The study says that a bullet line with no subsidy is among the most expensive alternatives of all, costing about $8.8 billion for a 24-inch pipeline from the North Slope to the Kenai Peninsula. It would provide gas to Southcentral at $28 to $37 per million cubic feet, which is several times higher than the cost today.

(The much larger Alaska LNG project, which would cater mainly to export markets, could cost $43 billion for a 42-inch pipeline and related facilities. The gas would be cheaper, about $4 to $6 per mcf, but no one has come forward with $43 billion.)

The project that Enstar and the other utilities would like to see resurrected was known as the “bullet” line when we began hearing about it 20 years ago, a means of getting North Slope gas to Enstar and other utilities in Cook Inlet.

The subsidy under one alternative, a state-owned pipeline, would be $8.8 billion. Under the second alternative, an 80 percent subsidy would be in the range of $7 billion.

With those subsidies, the cost of gas to consumers would be from $7 to $12 for million cubic feet, which is close to what Hilcorp charges utilities now.

While the report says a state-subsidized gas pipeline is a preferred option, it makes no mention of how an 80 percent, or smaller subsidy, to underwrite the import of natural gas would lead to much lower heating and electric prices for consumers. The report also does not mention the economics of providing an 80 percent, or smaller subsidy, to companies to drill more gas wells in Cook Inlet and what that would mean for consumers.

These omissions, deliberate or not, need to be corrected to provide accurate side-by-side comparisons and a full public understanding.

Meanwhile, don’t be surprised if Gov. Mike Dunleavy’s Alaska Energy Security Task Force becomes a bullet line task force under Curtis Thayer, a former Enstar official who is a vice-chair of the task force.

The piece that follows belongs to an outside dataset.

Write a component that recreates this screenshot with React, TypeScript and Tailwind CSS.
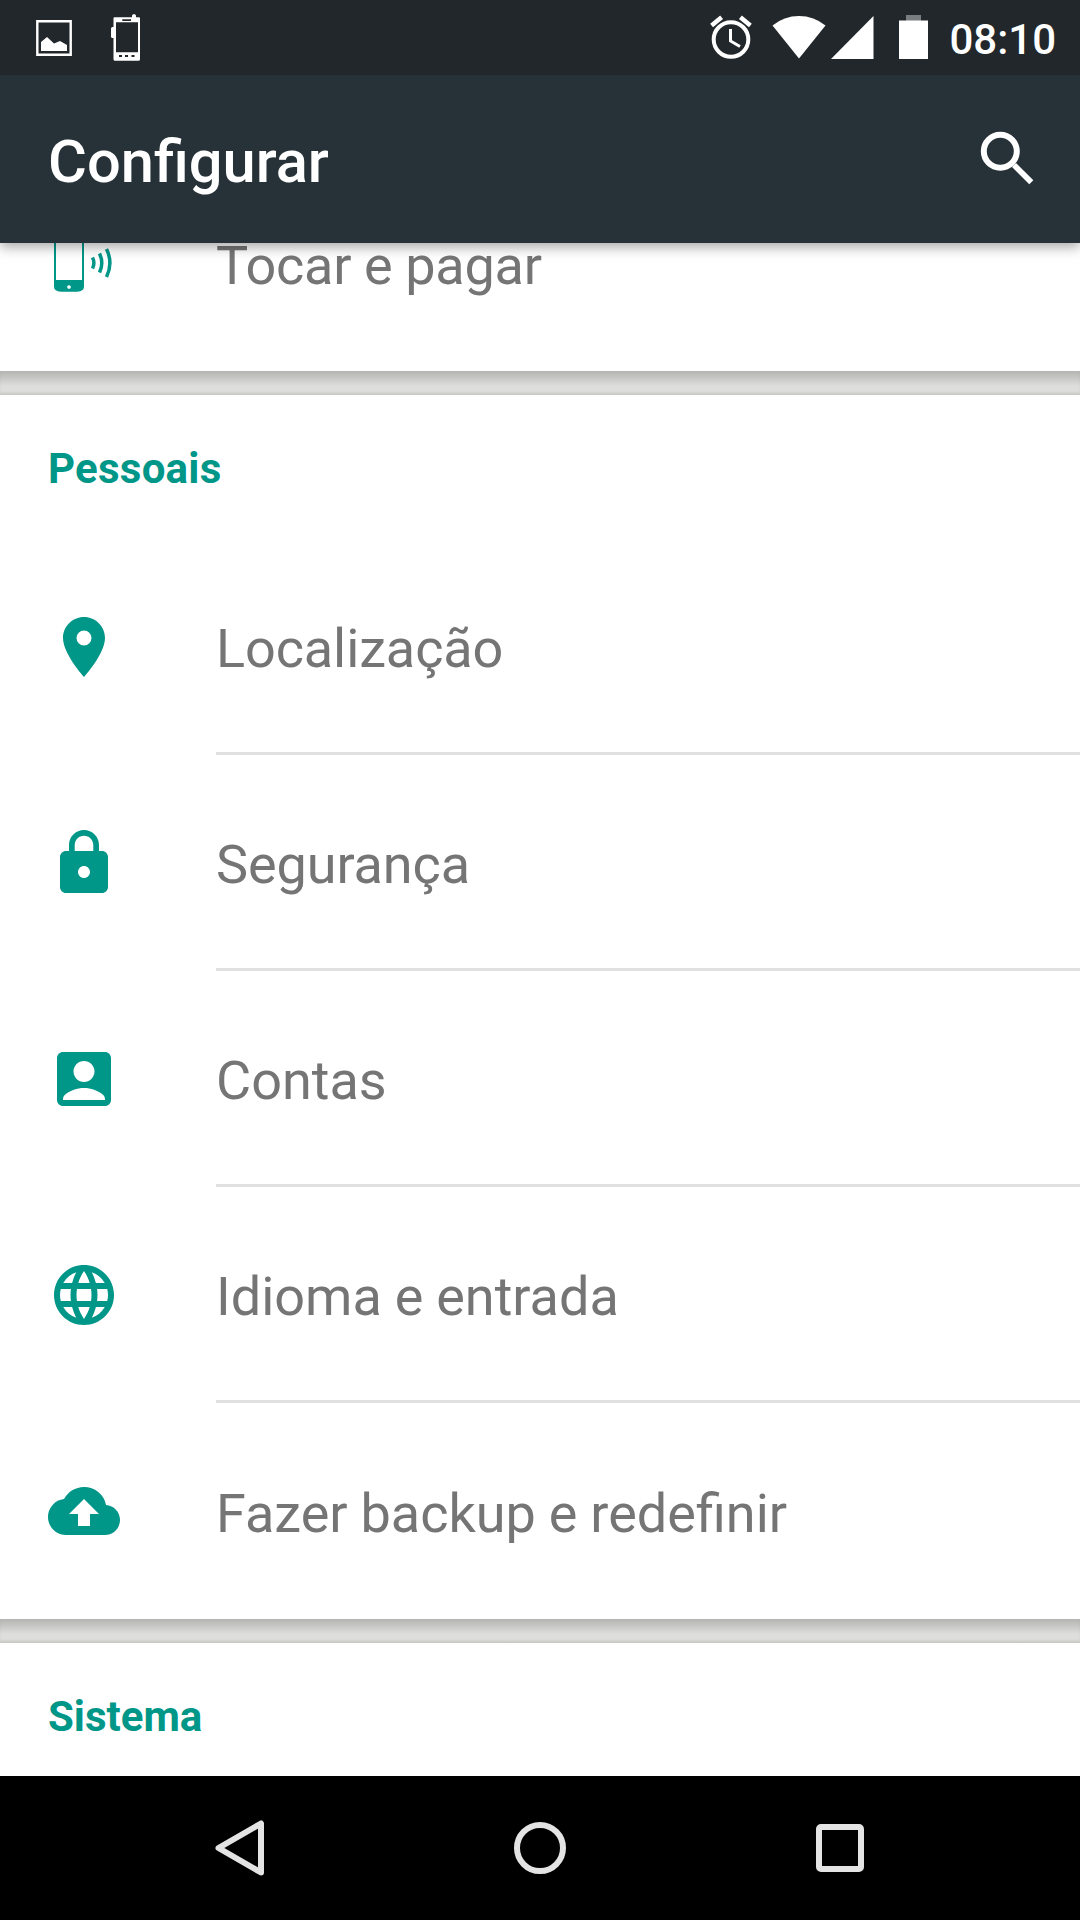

John Sims of Enstar introduced the report to the Regulatory Commission of Alaska Wednesday. He is a member of Dunleavy’s energy task force. Keith Kurber, chairman of the RCA, is also a member.

At a task force meeting this week, Thayer had himself named to the “railbelt transmission, generation and storage” subcommittee, along with Sims of Enstar and Tony Izzo, a former Enstar executive who is now CEO of the Matanuska Electric Association. The fourth member is Jenn Miller of the Renewable Independent Power Producers.

Look for that subcommittee to find favor with the bullet line idea and the study Sims presented to the RCA.

Missing from the RCA meeting and the energy study is any inside information about the participation and strategy of Hilcorp, the privately owned company that dominates the gas market in Cook Inlet and wants high prices for as long as possible.

More than a decade ago, the 737-mile 24-inch diameter pipeline from the North Slope to Southcentral was expected to cost $7.5 billion, plus or minus 30 percent.

That wide gap is one reason why the $8.8 billion cost estimate is suspect. Along with inflation, cost overruns and the worldwide push to renewables to deal with climate change, whatever can go wrong, might go wrong.

There are also lessons to be learned from the past that are not in the PowerPoint from Enstar and the Berkeley Research Group.

Reporter Larry Persily, who has been following all of this longer than anyone both as a journalist and occasional bureaucrat, suggests “bite the bullet” as the preferred nomenclature for the slimmed-down pipe plan.

There were all sorts of people hyping it early in this century because the North Slope oil and gas companies balked at spending tens of billions on a giant project.

“The idea was, if North Slope oil and gas producers weren't interested in a bigger pipeline, we should build a smaller one ourselves and control our own destiny,” he wrote in 2020.

“Though it went by several names — Bullet Line, In-State Line, Backup Line, Alaska Stand Alone Pipeline (ASAP) — the economics never changed: They were lousy on the first day. There's no way a small market of several hundred thousand people could afford the mortgage, operating costs and gas on a $10 billion project.”

It all depends on the size of the subsidy. To be taken seriously, we have to understand that $6 billion or $8 billion is an enormous amount of money. Reducing our reliance on fossil fuels has to be part of the picture.

We have to understand where the subsidy would come from and whether that amount, or a much smaller chunk, might be better spent or saved elsewhere. Renewable energy perhaps?